» **SET PROBLEM**
Every line that contains the word "full" should be copied out.

» **RECORDED DATA**
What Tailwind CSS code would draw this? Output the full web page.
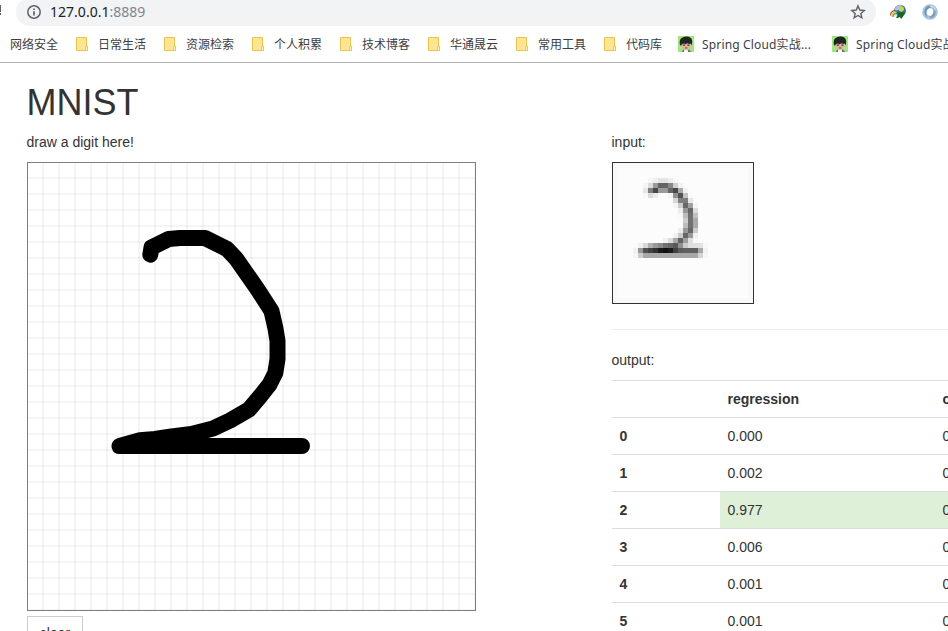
<!DOCTYPE html>
<html lang="zh-CN">
<head>
<meta charset="utf-8">
<title>MNIST</title>
<script src="https://cdn.jsdelivr.net/npm/@tailwindcss/browser@4"></script>
</head>
<body class="w-[948px] h-[631px] overflow-hidden bg-white text-[#333] font-['Liberation_Sans',Arial,sans-serif]">
<svg class="hidden">
  <symbol id="folder" viewBox="0 0 12 14"><path d="M.5.5h10v9h1v4H.5z" fill="#ffe591" stroke="#e8c64c"/><path d="M9.5 9.5h2v4h-2z" fill="#fff0b8" stroke="#e8c64c" stroke-width=".8"/></symbol>
  <symbol id="avatar" viewBox="0 0 16 16">
    <path d="M0 0h16v16H0z" fill="#a0e87c"/>
    <path d="M4 16c.4-2.2 1.5-3 4-3s4.300.8 5 3z" fill="#68788c"/>
    <path d="M6.500 13h3l.5 3H6z" fill="#fff"/>
    <path d="M3.500 6h9.200v4.500c0 2.200-2 3.500-4.500 3.500s-4.700-1.300-4.700-3.500z" fill="#dcb8a0"/>
    <path d="M2.200 9.500C1 5 2.200 2.500 4.500 1.500 7 0 10.500.2 12.500 1.800c2 1.500 2 4.300 1.200 7.700l-1-2-1.700.5-1.500-.8-2 1-1.500-.8-2 .6-.8 1.500z" fill="#202424"/>
    <path d="M4.800 9.200h2.200M9.300 9.200h2.200" stroke="#443330" stroke-width="1.300"/>
    <path d="M7 11.300h2.300v1.200H7z" fill="#e02c20"/>
  </symbol>
</svg>

<header class="h-[63px] border-b border-[#b0b0b0] font-['Noto_Sans','Noto_Sans_CJK_SC',sans-serif]">
  <div class="flex h-[26px]">
    <div class="w-4 relative overflow-hidden"><span class="absolute left-[-1px] top-[5px] h-[7px] w-[2px] bg-[#5f6368]"></span><span class="absolute left-[-1px] top-[13px] h-[2px] w-[2px] bg-[#5f6368]"></span></div>
    <div class="-mt-[2px] flex h-[28px] w-[860px] items-center rounded-full bg-[#f1f3f4] pl-[11px] pr-[10px]">
      <svg class="h-[14px] w-[14px]" viewBox="0 0 14 14" fill="none" stroke="#5f6368"><circle cx="7" cy="7" r="6.200" stroke-width="1.500"/><path d="M7 6.200v4.300M7 3.500v1.500" stroke-width="1.700"/></svg>
      <span class="ml-[9px] text-[14px] leading-[20px] tracking-[0.02px] text-[#202124]">127.0.0.1<span class="text-[#80868b]">:8889</span></span>
      <svg class="ml-auto h-4 w-4" viewBox="0 0 16 16" fill="none" stroke="#5f6368" stroke-width="1.400"><path d="M8 1.900l1.750 4.150 4.500.4-3.400 2.950 1 4.400L8 11.450 4.150 13.800l1-4.400-3.400-2.950 4.500-.4z"/></svg>
    </div>
    <svg class="ml-[14px] mt-1 h-4 w-4" viewBox="0 0 16 16">
      <circle cx="10" cy="6.600" r="5.900" fill="#3068b4"/>
      <path d="M5.500 3C7.500.8 10 .5 12 1.500L11 5 7 6.500 4.500 6z" fill="#a4c8ec"/>
      <path d="M8.500 4l3-2 2 1 .8 2.500-2.300 2.500-3-1z" fill="#d5cf3c"/>
      <path d="M.8 11.500C.3 8.300 2.800 6.300 6 6.800" fill="none" stroke="#d0472f" stroke-width="1.300"/>
      <path d="M1.800 12.300C1.600 9.500 3.500 7.800 6.500 8.200" fill="none" stroke="#f0d83a" stroke-width="1.500"/>
      <path d="M3 13c0-2.300 1-3.500 3.500-3.500" fill="none" stroke="#56aa48" stroke-width="1.400"/>
      <path d="M4.300 13.300c0-1.600.8-2.400 2.500-2.500" fill="none" stroke="#d9e8f4" stroke-width="1.400"/>
      <path d="M7 8l8.500.7-4.200 6.300-1.600-2-2.700 1.200-1-1 2.500-2.500z" fill="#106c18"/>
    </svg>
    <svg class="ml-4 mt-1 h-4 w-4" viewBox="0 0 16 16" fill="none">
      <circle cx="8" cy="8" r="5.700" stroke="#a9c3de" stroke-width="4.200"/><path d="M7 1.500C2 3 .5 10 5.500 13.500 3.500 9 4 5 9 3.500" fill="#7096bd"/><path d="M9 14.500c5-1.500 6.500-8 2-11.500 1.500 4 .5 8-4 9.500" fill="#7f9fc0"/><path d="M8 2.200a5.800 5.800 0 0 1 5.500 4" stroke="#c6d9ec" stroke-width="1.500"/><ellipse cx="8" cy="8" rx="2.600" ry="3.800" fill="#fff"/>
    </svg>
  </div>
  <nav class="flex h-[36px] items-center whitespace-nowrap pl-[10px] text-[12px] leading-[18px] text-[#3c4043]">
    <span class="w-[66px] shrink-0 pt-[2px]">网络安全</span>
    <span class="flex w-[88px] shrink-0 items-center gap-[10px]"><svg class="h-[14px] w-[12px]"><use href="#folder"/></svg><span class="pt-[2px]">日常生活</span></span>
    <span class="flex w-[88px] shrink-0 items-center gap-[10px]"><svg class="h-[14px] w-[12px]"><use href="#folder"/></svg><span class="pt-[2px]">资源检索</span></span>
    <span class="flex w-[88px] shrink-0 items-center gap-[10px]"><svg class="h-[14px] w-[12px]"><use href="#folder"/></svg><span class="pt-[2px]">个人积累</span></span>
    <span class="flex w-[88px] shrink-0 items-center gap-[10px]"><svg class="h-[14px] w-[12px]"><use href="#folder"/></svg><span class="pt-[2px]">技术博客</span></span>
    <span class="flex w-[88px] shrink-0 items-center gap-[10px]"><svg class="h-[14px] w-[12px]"><use href="#folder"/></svg><span class="pt-[2px]">华通晟云</span></span>
    <span class="flex w-[88px] shrink-0 items-center gap-[10px]"><svg class="h-[14px] w-[12px]"><use href="#folder"/></svg><span class="pt-[2px]">常用工具</span></span>
    <span class="flex w-[74px] shrink-0 items-center gap-[10px]"><svg class="h-[14px] w-[12px]"><use href="#folder"/></svg><span class="pt-[2px]">代码库</span></span>
    <span class="flex w-[154px] shrink-0 items-center gap-2"><svg class="h-4 w-4"><use href="#avatar"/></svg><span class="pt-[2px] tracking-[0.16px]">Spring Cloud实战...</span></span>
    <span class="flex w-[116px] shrink-0 items-center gap-2 overflow-hidden"><svg class="h-4 w-4 shrink-0"><use href="#avatar"/></svg><span class="pt-[2px] tracking-[0.16px]">Spring Cloud实战...</span></span>
  </nav>
</header>

<main class="overflow-hidden pl-[26.500px] pt-5 text-[14px] leading-[20px]">
  <h1 class="mb-[9px] h-10 text-[36px] leading-[40px]">MNIST</h1>
  <div class="flex">
    <section class="w-[585px] shrink-0">
      <p class="mb-[10px]">draw a digit here!</p>
      <svg class="ml-[0.500px] block h-[449px] w-[449px]" viewBox="0 0 449 449" fill="none">
        <defs><pattern id="grid" width="16" height="16" patternUnits="userSpaceOnUse"><path d="M0 0h1v16H0zM15 0h1v16h-1z" fill="#000" fill-opacity=".04"/><path d="M0 0h16v1H0zM0 15h16v1H0z" fill="#000" fill-opacity=".04"/></pattern></defs>
        <path d="M0 0h449v449H0z" fill="url(#grid)"/>
        <path d="M.5.5h448v448H.5z" stroke="#7f7f7f" shape-rendering="crispEdges"/>
        <path transform="translate(-27 -162)" d="M150.300 254.700L151.500 247.500 168.700 239 180 238H205L227 249 236 258.500 258 290 271.500 311 275.500 328.500 277.500 341V359L275.300 373 269.500 384.500 260 396.500 249 409.500 230 420.500 213 428.500 191.500 434 171.700 436.500 155 439 140 440.300 119.500 446H302" stroke="#000" stroke-width="16" stroke-linecap="round" stroke-linejoin="round"/>
      </svg>
      <button class="ml-[0.500px] mt-[5px] h-[34px] w-[56px] border border-[#ccc] bg-white text-[14px] leading-[20px]">clear</button>
    </section>
    <section class="w-[540px] shrink-0">
      <p class="mb-[10px]">input:</p>
      <svg id="input" class="ml-[0.500px] block h-[142px] w-[142px] border border-[#333] bg-[#fcfcfc]" viewBox="0 0 28 28" shape-rendering="crispEdges"><path d="M.5.5h27v27H.5z" fill="none" stroke="#f9f9f9"/></svg>
      <hr class="ml-[0.500px] mb-5 mt-[25px] border-t border-[#eee]">
      <p class="mb-[10px]">output:</p>
      <table class="ml-[0.500px] w-[540px] table-fixed border-collapse text-left">
        <colgroup><col class="w-[108px]"><col class="w-[215px]"><col class="w-[217px]"></colgroup>
        <tbody>
          <tr class="h-[37px] border-t border-[#ddd]"><th class="pl-[7.500px]"></th><th class="pl-[7.500px]">regression</th><th class="pl-[7.500px]">convolutional</th></tr>
          <tr class="h-[37px] border-t border-[#ddd]"><th class="pl-[7.500px]">0</th><td class="pl-[7.500px]">0.000</td><td class="pl-[7.500px]">0.000</td></tr>
          <tr class="h-[37px] border-t border-[#ddd]"><th class="pl-[7.500px]">1</th><td class="pl-[7.500px]">0.002</td><td class="pl-[7.500px]">0.000</td></tr>
          <tr class="h-[37px] border-t border-[#ddd]"><th class="pl-[7.500px]">2</th><td class="bg-[#dff0d8] pl-[7.500px]">0.977</td><td class="bg-[#dff0d8] pl-[7.500px]">0.999</td></tr>
          <tr class="h-[37px] border-t border-[#ddd]"><th class="pl-[7.500px]">3</th><td class="pl-[7.500px]">0.006</td><td class="pl-[7.500px]">0.000</td></tr>
          <tr class="h-[37px] border-t border-[#ddd]"><th class="pl-[7.500px]">4</th><td class="pl-[7.500px]">0.001</td><td class="pl-[7.500px]">0.000</td></tr>
          <tr class="h-[37px] border-t border-[#ddd]"><th class="pl-[7.500px]">5</th><td class="pl-[7.500px]">0.001</td><td class="pl-[7.500px]">0.000</td></tr>
        </tbody>
      </table>
    </section>
  </div>
</main>
<script>
  // Rows of the 28x28 sample: [row, first column, grey levels]
  const rows = [
    [3, 7, 'f5 ee e4 e4 ee f8'],
    [4, 6, 'f5 dc 99 64 64 88 d0 f3'],
    [5, 6, 'e6 80 48 99 99 66 48 aa f1'],
    [6, 6, 'f8 dc ec fc fc f5 90 52 c4 fa'],
    [7, 12, 'd6 80 7c e8'],
    [8, 12, 'f5 cc 68 a0 f5'],
    [9, 13, 'ee 98 66 dc'],
    [10, 13, 'f8 bc 70 c0'],
    [11, 14, 'cc 72 aa'],
    [12, 14, 'bc 72 aa'],
    [13, 13, 'ee 98 66 cc'],
    [14, 12, 'f0 cc 66 99 f1'],
    [15, 10, 'f2 dc a8 64 a0 e0 fa'],
    [16, 5, 'f0 d8 b0 99 88 72 66 58 90 cc e0 e0 e4 f8'],
    [17, 4, 'f1 98 52 42 32 18 10 1a 40 5c 60 60 60 a8 f2'],
    [18, 4, 'f5 cc a8 a8 a8 a8 a8 a8 a8 a8 a8 a8 a8 d4 f6']
  ];
  const input = document.getElementById('input');
  for (const [y, x0, levels] of rows) {
    levels.split(' ').forEach((v, i) => {
      const r = document.createElementNS('http://www.w3.org/2000/svg', 'rect');
      r.setAttribute('x', x0 + i);
      r.setAttribute('y', y);
      r.setAttribute('width', 1);
      r.setAttribute('height', 1);
      r.setAttribute('fill', '#' + v + v + v);
      input.appendChild(r);
    });
  }
</script>
</body>
</html>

» **OUTPUT OF THE TASK**
What Tailwind CSS code would draw this? Output the full web page.
    <div class="-mt-[2px] flex h-[28px] w-[860px] items-center rounded-full bg-[#f1f3f4] pl-[11px] pr-[10px]">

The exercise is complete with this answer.